→ **Task to complete**:
Count how many lines hold the string "React", and give only that number.

==== Data records

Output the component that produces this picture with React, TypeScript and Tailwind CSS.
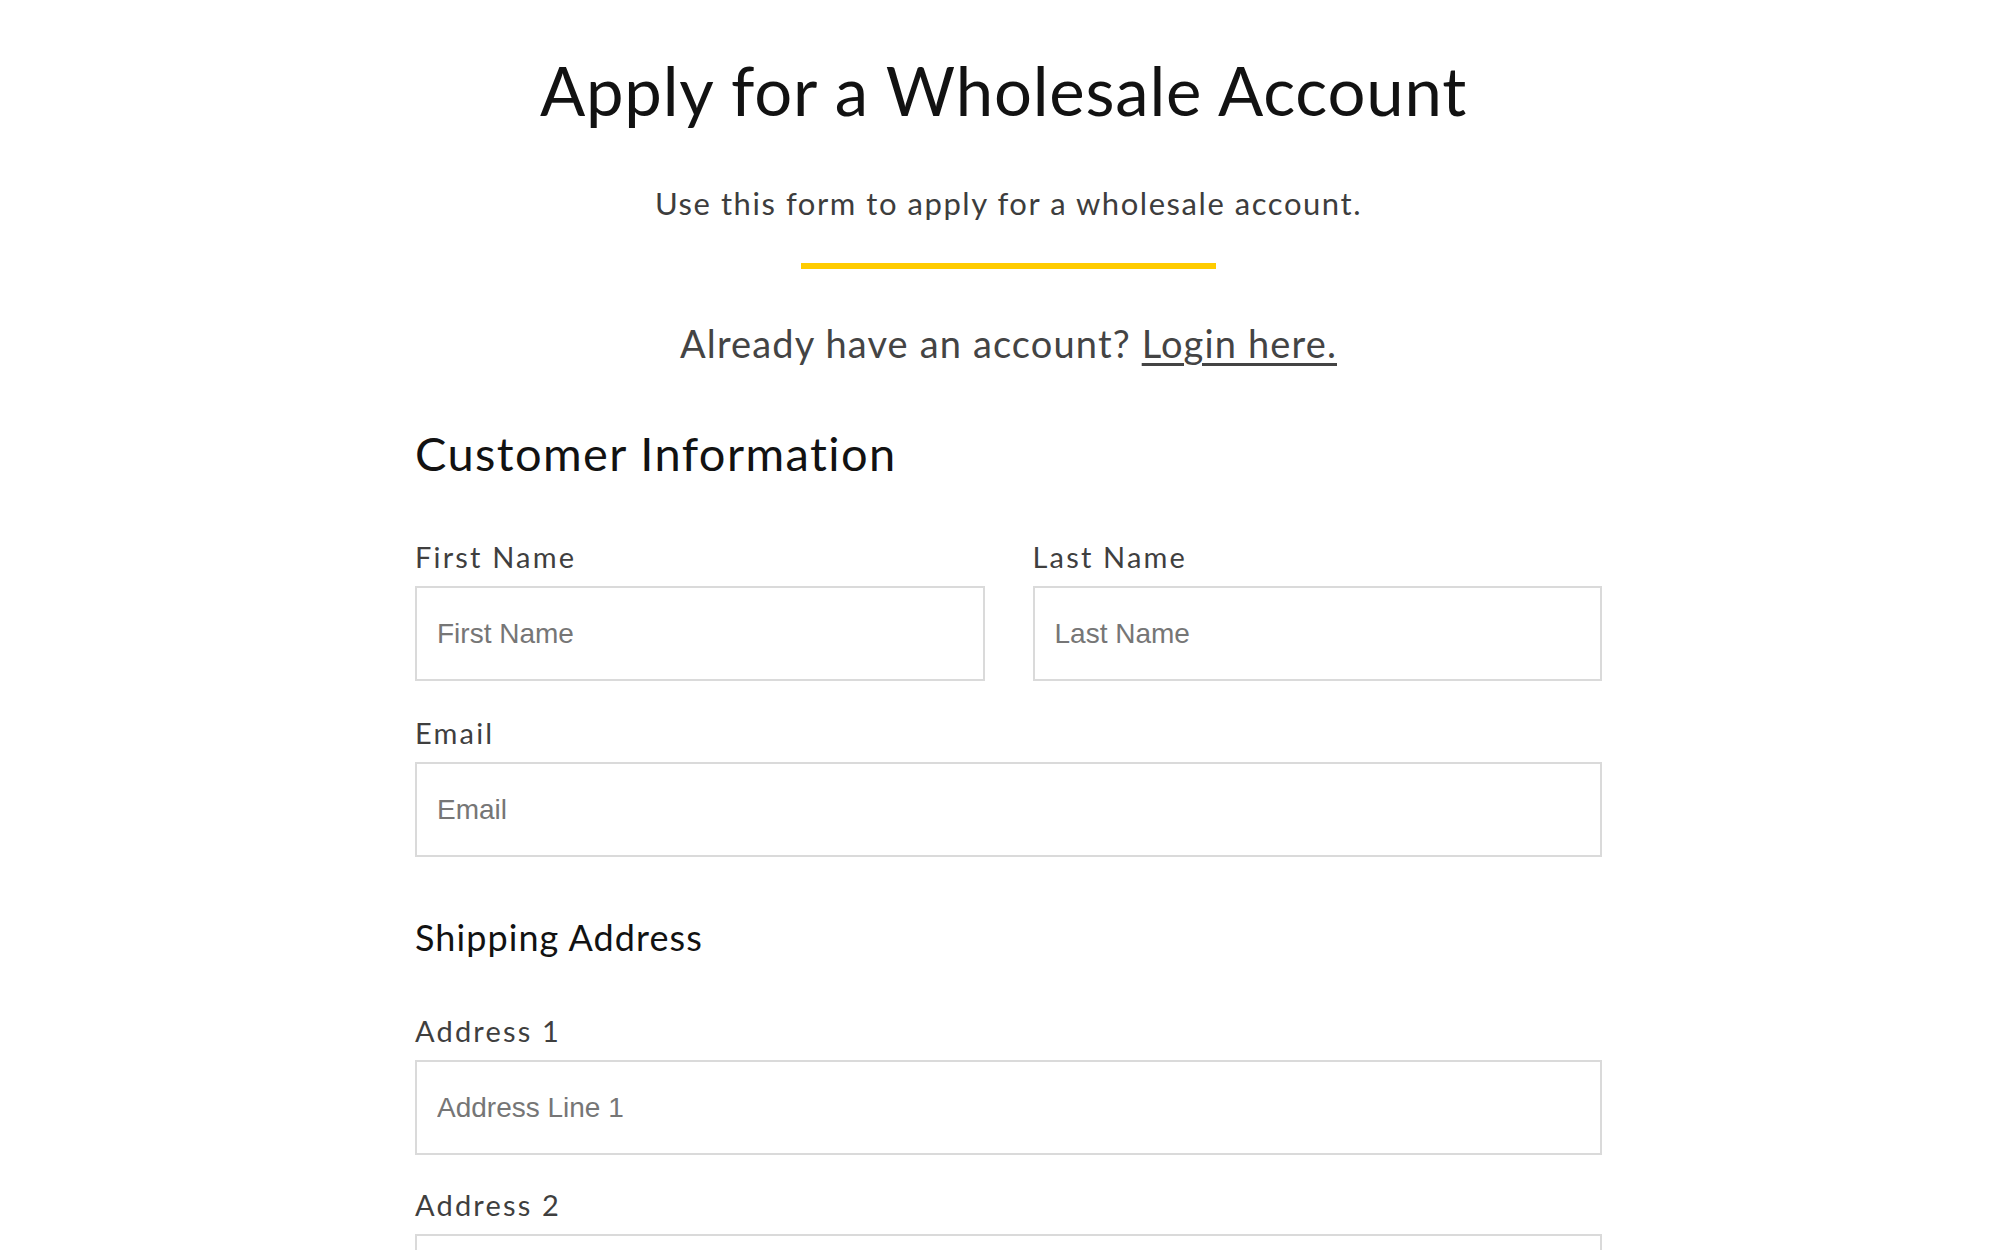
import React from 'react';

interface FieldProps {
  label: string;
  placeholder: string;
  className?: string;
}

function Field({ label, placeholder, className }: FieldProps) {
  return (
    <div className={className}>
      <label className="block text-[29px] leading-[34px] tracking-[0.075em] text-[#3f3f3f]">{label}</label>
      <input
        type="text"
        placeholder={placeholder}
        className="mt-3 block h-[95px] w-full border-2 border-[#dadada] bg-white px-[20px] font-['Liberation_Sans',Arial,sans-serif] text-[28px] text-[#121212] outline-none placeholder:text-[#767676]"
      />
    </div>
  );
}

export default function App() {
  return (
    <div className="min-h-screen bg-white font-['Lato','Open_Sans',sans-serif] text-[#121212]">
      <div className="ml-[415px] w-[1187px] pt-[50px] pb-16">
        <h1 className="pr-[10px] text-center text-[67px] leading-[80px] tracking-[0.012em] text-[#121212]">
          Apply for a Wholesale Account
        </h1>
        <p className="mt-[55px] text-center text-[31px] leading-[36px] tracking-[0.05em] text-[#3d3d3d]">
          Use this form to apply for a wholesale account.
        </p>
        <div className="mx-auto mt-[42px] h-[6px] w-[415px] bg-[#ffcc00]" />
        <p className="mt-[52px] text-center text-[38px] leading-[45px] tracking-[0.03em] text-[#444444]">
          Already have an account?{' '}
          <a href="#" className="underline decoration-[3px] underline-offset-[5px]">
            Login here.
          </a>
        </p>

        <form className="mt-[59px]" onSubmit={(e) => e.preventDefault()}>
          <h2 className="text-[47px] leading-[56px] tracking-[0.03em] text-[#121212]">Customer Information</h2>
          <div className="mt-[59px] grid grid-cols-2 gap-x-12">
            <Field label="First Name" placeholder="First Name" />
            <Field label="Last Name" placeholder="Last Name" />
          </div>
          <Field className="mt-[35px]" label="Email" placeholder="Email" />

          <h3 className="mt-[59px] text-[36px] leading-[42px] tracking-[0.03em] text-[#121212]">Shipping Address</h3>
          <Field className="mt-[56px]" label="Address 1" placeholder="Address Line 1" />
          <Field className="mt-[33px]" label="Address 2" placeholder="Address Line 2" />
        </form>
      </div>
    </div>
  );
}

========
==== Data records

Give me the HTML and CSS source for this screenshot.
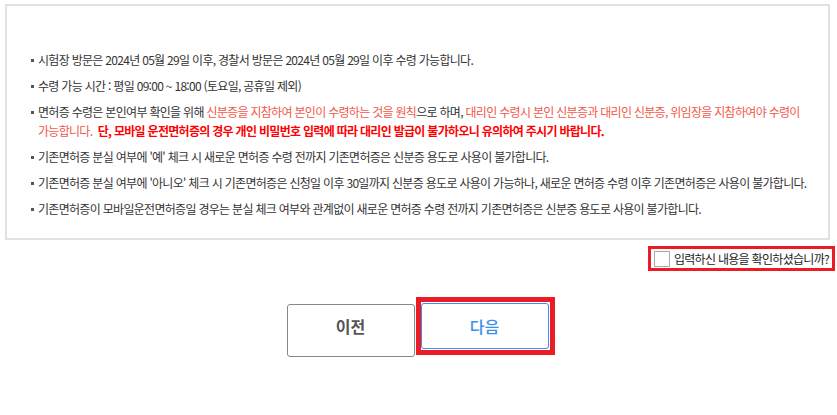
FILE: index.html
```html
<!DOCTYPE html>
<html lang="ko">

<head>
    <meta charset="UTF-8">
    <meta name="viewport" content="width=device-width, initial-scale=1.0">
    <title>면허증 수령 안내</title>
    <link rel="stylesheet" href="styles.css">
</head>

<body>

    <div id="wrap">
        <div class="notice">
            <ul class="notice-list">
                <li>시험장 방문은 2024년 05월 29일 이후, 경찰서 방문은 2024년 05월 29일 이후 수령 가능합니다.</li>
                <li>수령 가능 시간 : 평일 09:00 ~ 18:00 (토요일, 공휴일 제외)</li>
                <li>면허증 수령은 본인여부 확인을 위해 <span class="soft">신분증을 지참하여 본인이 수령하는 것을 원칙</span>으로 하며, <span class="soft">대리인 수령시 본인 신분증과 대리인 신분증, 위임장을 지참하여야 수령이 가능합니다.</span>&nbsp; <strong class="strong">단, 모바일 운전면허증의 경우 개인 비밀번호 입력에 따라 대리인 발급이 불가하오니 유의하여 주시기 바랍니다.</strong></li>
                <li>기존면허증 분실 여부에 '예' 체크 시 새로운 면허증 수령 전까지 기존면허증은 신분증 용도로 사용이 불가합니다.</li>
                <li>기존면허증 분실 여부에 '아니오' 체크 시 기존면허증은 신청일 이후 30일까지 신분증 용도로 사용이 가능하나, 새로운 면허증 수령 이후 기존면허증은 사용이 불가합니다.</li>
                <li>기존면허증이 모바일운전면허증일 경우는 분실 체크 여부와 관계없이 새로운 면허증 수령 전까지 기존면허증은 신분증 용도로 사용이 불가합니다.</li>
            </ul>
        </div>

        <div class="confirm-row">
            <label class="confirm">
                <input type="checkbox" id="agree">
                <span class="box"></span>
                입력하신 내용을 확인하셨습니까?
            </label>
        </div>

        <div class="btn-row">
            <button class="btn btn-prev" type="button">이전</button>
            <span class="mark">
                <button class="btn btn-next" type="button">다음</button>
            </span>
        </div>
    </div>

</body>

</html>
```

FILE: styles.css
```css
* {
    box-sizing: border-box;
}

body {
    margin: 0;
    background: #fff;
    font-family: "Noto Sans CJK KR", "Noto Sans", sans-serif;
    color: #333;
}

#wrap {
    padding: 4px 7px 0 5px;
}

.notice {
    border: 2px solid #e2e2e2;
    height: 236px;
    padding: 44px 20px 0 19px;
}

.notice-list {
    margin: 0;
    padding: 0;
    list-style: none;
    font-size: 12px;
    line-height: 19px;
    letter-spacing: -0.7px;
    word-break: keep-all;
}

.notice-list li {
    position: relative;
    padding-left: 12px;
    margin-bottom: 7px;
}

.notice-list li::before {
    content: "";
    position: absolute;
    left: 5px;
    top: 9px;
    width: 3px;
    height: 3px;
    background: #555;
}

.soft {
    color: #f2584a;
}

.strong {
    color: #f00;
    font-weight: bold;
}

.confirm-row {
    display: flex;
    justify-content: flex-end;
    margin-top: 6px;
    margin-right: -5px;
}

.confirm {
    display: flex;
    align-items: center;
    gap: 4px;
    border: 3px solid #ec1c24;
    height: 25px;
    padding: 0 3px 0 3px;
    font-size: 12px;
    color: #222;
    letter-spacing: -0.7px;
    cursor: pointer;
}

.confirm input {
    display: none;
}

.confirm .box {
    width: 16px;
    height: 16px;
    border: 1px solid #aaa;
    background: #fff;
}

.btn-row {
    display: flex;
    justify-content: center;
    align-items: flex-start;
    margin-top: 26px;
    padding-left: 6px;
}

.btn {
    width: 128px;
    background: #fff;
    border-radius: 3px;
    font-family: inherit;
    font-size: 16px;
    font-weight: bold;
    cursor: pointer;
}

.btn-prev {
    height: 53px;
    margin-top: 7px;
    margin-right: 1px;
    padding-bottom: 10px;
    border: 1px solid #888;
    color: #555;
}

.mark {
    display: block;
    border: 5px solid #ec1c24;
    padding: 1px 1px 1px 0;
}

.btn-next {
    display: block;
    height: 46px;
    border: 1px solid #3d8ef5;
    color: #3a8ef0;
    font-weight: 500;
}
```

========

→ **Solution to this problem**:
2